__INSTRUCTION__. Locate all lines with the word "index" and copy them out.
####################
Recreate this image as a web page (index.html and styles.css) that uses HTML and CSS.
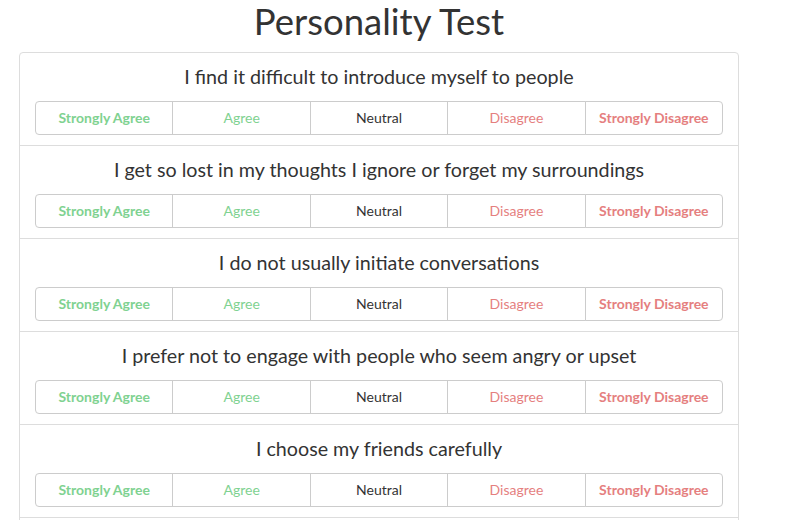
FILE: index.html
```html
<!DOCTYPE html>
<html lang="en">
<head>
<meta charset="utf-8">
<title>Personality Test</title>
<link rel="stylesheet" href="styles.css">
</head>
<body>
<div class="page">
  <h1 class="title">Personality Test</h1>
  <div class="panel">
    <div class="item">
      <p class="question">I find it difficult to introduce myself to people</p>
      <div class="choices">
        <button class="choice sa">Strongly Agree</button><button class="choice a">Agree</button><button class="choice n">Neutral</button><button class="choice d">Disagree</button><button class="choice sd">Strongly Disagree</button>
      </div>
    </div>
    <div class="item">
      <p class="question">I get so lost in my thoughts I ignore or forget my surroundings</p>
      <div class="choices">
        <button class="choice sa">Strongly Agree</button><button class="choice a">Agree</button><button class="choice n">Neutral</button><button class="choice d">Disagree</button><button class="choice sd">Strongly Disagree</button>
      </div>
    </div>
    <div class="item">
      <p class="question">I do not usually initiate conversations</p>
      <div class="choices">
        <button class="choice sa">Strongly Agree</button><button class="choice a">Agree</button><button class="choice n">Neutral</button><button class="choice d">Disagree</button><button class="choice sd">Strongly Disagree</button>
      </div>
    </div>
    <div class="item">
      <p class="question">I prefer not to engage with people who seem angry or upset</p>
      <div class="choices">
        <button class="choice sa">Strongly Agree</button><button class="choice a">Agree</button><button class="choice n">Neutral</button><button class="choice d">Disagree</button><button class="choice sd">Strongly Disagree</button>
      </div>
    </div>
    <div class="item">
      <p class="question">I choose my friends carefully</p>
      <div class="choices">
        <button class="choice sa">Strongly Agree</button><button class="choice a">Agree</button><button class="choice n">Neutral</button><button class="choice d">Disagree</button><button class="choice sd">Strongly Disagree</button>
      </div>
    </div>
    <div class="item">
      <p class="question">I often feel drained after social events</p>
      <div class="choices">
        <button class="choice sa">Strongly Agree</button><button class="choice a">Agree</button><button class="choice n">Neutral</button><button class="choice d">Disagree</button><button class="choice sd">Strongly Disagree</button>
      </div>
    </div>
  </div>
</div>
</body>
</html>
```

FILE: styles.css
```css
* { box-sizing: border-box; }
html, body { margin: 0; padding: 0; background: #fff; }
body {
  font-family: Lato, "Open Sans", sans-serif;
  color: #333;
  font-size: 14px;
}
.page {
  width: 720px;
  margin-left: 19px;
}
.title {
  margin: 0 0 10px;
  font-size: 36.5px;
  line-height: 42px;
  font-weight: 400;
  text-align: center;
  color: #333;
}
.panel {
  border: 1px solid #ddd;
  border-radius: 4px;
}
.item {
  padding: 12px 15px 10px;
  border-top: 1px solid #ddd;
}
.item:first-child { border-top: none; }
.question {
  margin: 0 0 12px;
  font-size: 19.7px;
  line-height: 24px;
  text-align: center;
  color: #333;
}
.choices {
  display: flex;
}
.choice {
  flex: 1 1 0;
  height: 34px;
  margin: 0 0 0 -1px;
  padding: 6px 12px;
  font-family: Lato, "Open Sans", sans-serif;
  font-size: 14px;
  line-height: 20px;
  background: #fff;
  border: 1px solid #ccc;
  border-radius: 0;
  cursor: pointer;
}
.choice:first-child { margin-left: 0; border-radius: 4px 0 0 4px; }
.choice:last-child { border-radius: 0 4px 4px 0; }
.sa { color: #7fd291; font-weight: 700; }
.a { color: #7fd291; }
.n { color: #333; }
.d { color: #e57f7f; }
.sd { color: #e57f7f; font-weight: 700; }
```
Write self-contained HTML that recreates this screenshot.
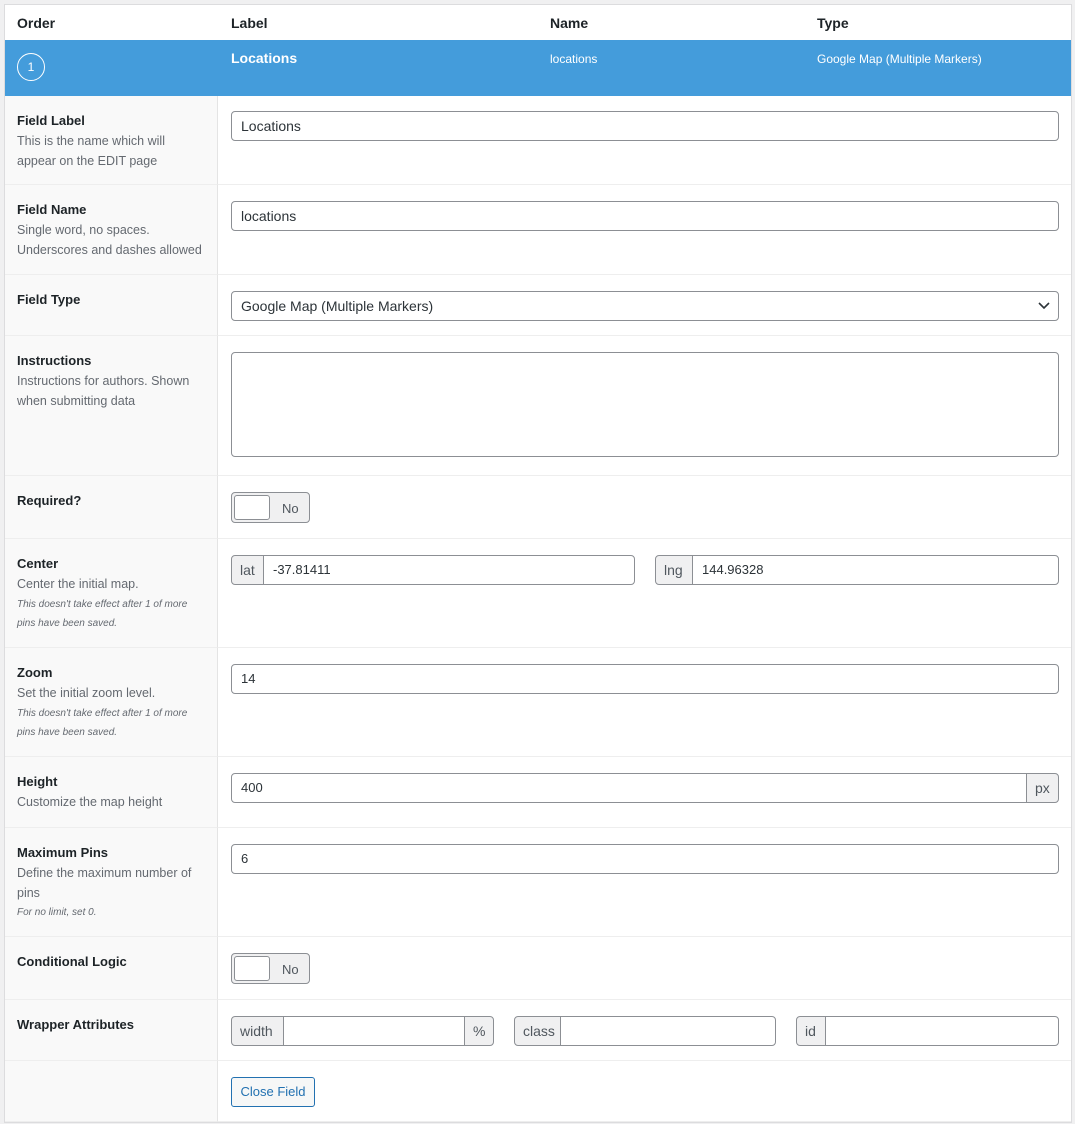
<!DOCTYPE html>
<html><head><style>
*{box-sizing:border-box;margin:0;padding:0}
body{width:1075px;height:1124px;background:#f0f0f1;font-family:"Liberation Sans",sans-serif;color:#1d2327;position:relative;overflow:hidden}
.a{position:absolute}
.wrap{left:4px;top:4px;width:1068px;height:1119px;background:#fff;border:1px solid #dcdcde}
.h{font-weight:bold;font-size:14px;top:15px}
.blue{left:5px;top:40px;width:1066px;height:56px;background:#449cdb;color:#fff}
.lab{left:5px;width:213px;background:#f9f9f9;border-right:1px solid #e4e4e4;border-bottom:1px solid #eee;padding:17px 12px 0 12px}
.row{left:218px;width:853px;border-bottom:1px solid #eee}
.lab b{display:block;font-size:13px;color:#1d2327;margin-bottom:4px}
.lab p{font-size:12.5px;color:#646970;line-height:19.5px}
.lab i{display:block;font-size:10px;color:#646970;line-height:19px;max-width:182px}
.in{border:1px solid #8c8f94;border-radius:4px;background:#fff;height:30px;font-size:14px;padding:6px 9px;color:#2c3338}
.ad{background:#f0f0f1;border:1px solid #8c8f94;height:30px;font-size:14px;color:#50575e;padding:6px 8px}
.tog{border:1px solid #8c8f94;border-radius:4px;background:#f0f0f1;width:79px;height:31px}
.tog .k{position:absolute;left:2px;top:2px;width:36px;height:25px;background:#fff;border:1px solid #8c8f94;border-radius:3px}
.tog span{position:absolute;left:50px;top:8px;font-size:13px;color:#50575e}
</style></head><body>
<div class="a wrap"></div>
<div class="a h" style="left:17px">Order</div>
<div class="a h" style="left:231px">Label</div>
<div class="a h" style="left:550px">Name</div>
<div class="a h" style="left:817px">Type</div>
<div class="a blue"></div>
<div class="a" style="left:17px;top:53px;width:28px;height:28px;border:1.5px solid #fff;border-radius:50%;color:#fff;font-size:12px;display:flex;align-items:center;justify-content:center">1</div>
<div class="a" style="left:231px;top:50px;color:#fff;font-weight:bold;font-size:14px">Locations</div>
<div class="a" style="left:550px;top:52px;color:#fff;font-size:12px">locations</div>
<div class="a" style="left:817px;top:52px;color:#fff;font-size:12px">Google Map (Multiple Markers)</div>

<div class="a lab" style="top:96px;height:89px"><b>Field Label</b><p>This is the name which will<br>appear on the EDIT page</p></div>
<div class="a row" style="top:96px;height:89px"></div>
<div class="a in" style="left:231px;top:111px;width:828px">Locations</div>

<div class="a lab" style="top:185px;height:90px"><b>Field Name</b><p>Single word, no spaces.<br>Underscores and dashes allowed</p></div>
<div class="a row" style="top:185px;height:90px"></div>
<div class="a in" style="left:231px;top:201px;width:828px">locations</div>

<div class="a lab" style="top:275px;height:61px"><b>Field Type</b></div>
<div class="a row" style="top:275px;height:61px"></div>
<div class="a in" style="left:231px;top:291px;width:828px">Google Map (Multiple Markers)<svg class="a" style="right:8px;top:9px" width="12" height="10" viewBox="0 0 12 10"><path d="M1 2l5 5 5-5" fill="none" stroke="#2c3338" stroke-width="1.6"/></svg></div>

<div class="a lab" style="top:336px;height:140px"><b>Instructions</b><p>Instructions for authors. Shown<br>when submitting data</p></div>
<div class="a row" style="top:336px;height:140px"></div>
<div class="a in" style="left:231px;top:352px;width:828px;height:105px"></div>

<div class="a lab" style="top:476px;height:63px"><b>Required?</b></div>
<div class="a row" style="top:476px;height:63px"></div>
<div class="a tog" style="left:231px;top:492px"><div class="k"></div><span>No</span></div>

<div class="a lab" style="top:539px;height:109px"><b>Center</b><p>Center the initial map.</p><i>This doesn't take effect after 1 of more<br>pins have been saved.</i></div>
<div class="a row" style="top:539px;height:109px"></div>
<div class="a ad" style="left:231px;top:555px;width:33px;border-radius:4px 0 0 4px">lat</div>
<div class="a in" style="left:263px;top:555px;width:372px;border-radius:0 4px 4px 0;font-size:13px">-37.81411</div>
<div class="a ad" style="left:655px;top:555px;width:38px;border-radius:4px 0 0 4px">lng</div>
<div class="a in" style="left:692px;top:555px;width:367px;border-radius:0 4px 4px 0;font-size:13px">144.96328</div>

<div class="a lab" style="top:648px;height:109px"><b>Zoom</b><p>Set the initial zoom level.</p><i>This doesn't take effect after 1 of more<br>pins have been saved.</i></div>
<div class="a row" style="top:648px;height:109px"></div>
<div class="a in" style="left:231px;top:664px;width:828px;font-size:13px">14</div>

<div class="a lab" style="top:757px;height:71px"><b>Height</b><p>Customize the map height</p></div>
<div class="a row" style="top:757px;height:71px"></div>
<div class="a in" style="left:231px;top:773px;width:796px;border-radius:4px 0 0 4px;font-size:13px">400</div>
<div class="a ad" style="left:1026px;top:773px;width:33px;border-radius:0 4px 4px 0">px</div>

<div class="a lab" style="top:828px;height:109px"><b>Maximum Pins</b><p>Define the maximum number of<br>pins</p><i>For no limit, set 0.</i></div>
<div class="a row" style="top:828px;height:109px"></div>
<div class="a in" style="left:231px;top:844px;width:828px;font-size:13px">6</div>

<div class="a lab" style="top:937px;height:63px"><b>Conditional Logic</b></div>
<div class="a row" style="top:937px;height:63px"></div>
<div class="a tog" style="left:231px;top:953px"><div class="k"></div><span>No</span></div>

<div class="a lab" style="top:1000px;height:61px"><b>Wrapper Attributes</b></div>
<div class="a row" style="top:1000px;height:61px"></div>
<div class="a ad" style="left:231px;top:1016px;width:53px;border-radius:4px 0 0 4px">width</div>
<div class="a in" style="left:283px;top:1016px;width:182px;border-radius:0"></div>
<div class="a ad" style="left:464px;top:1016px;width:30px;border-radius:0 4px 4px 0">%</div>
<div class="a ad" style="left:514px;top:1016px;width:47px;border-radius:4px 0 0 4px">class</div>
<div class="a in" style="left:560px;top:1016px;width:216px;border-radius:0 4px 4px 0"></div>
<div class="a ad" style="left:796px;top:1016px;width:30px;border-radius:4px 0 0 4px">id</div>
<div class="a in" style="left:825px;top:1016px;width:234px;border-radius:0 4px 4px 0"></div>

<div class="a lab" style="top:1061px;height:61px"></div>
<div class="a row" style="top:1061px;height:61px"></div>
<div class="a" style="left:231px;top:1077px;width:84px;height:30px;border:1px solid #2271b1;border-radius:3px;background:#f6f7f7;color:#2271b1;font-size:13px;text-align:center;line-height:28px">Close Field</div>
</body></html>
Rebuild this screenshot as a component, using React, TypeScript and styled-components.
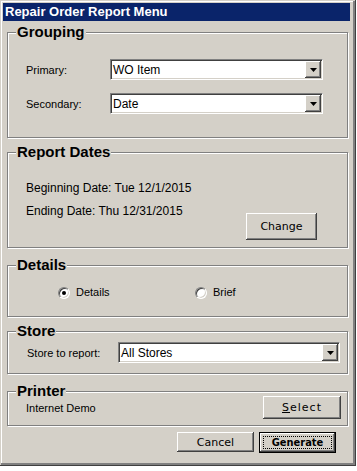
####################
__SOLUTION TO THIS PROBLEM__.
Recreate this image as a web page (index.html and styles.css) that uses HTML and CSS.
FILE: index.html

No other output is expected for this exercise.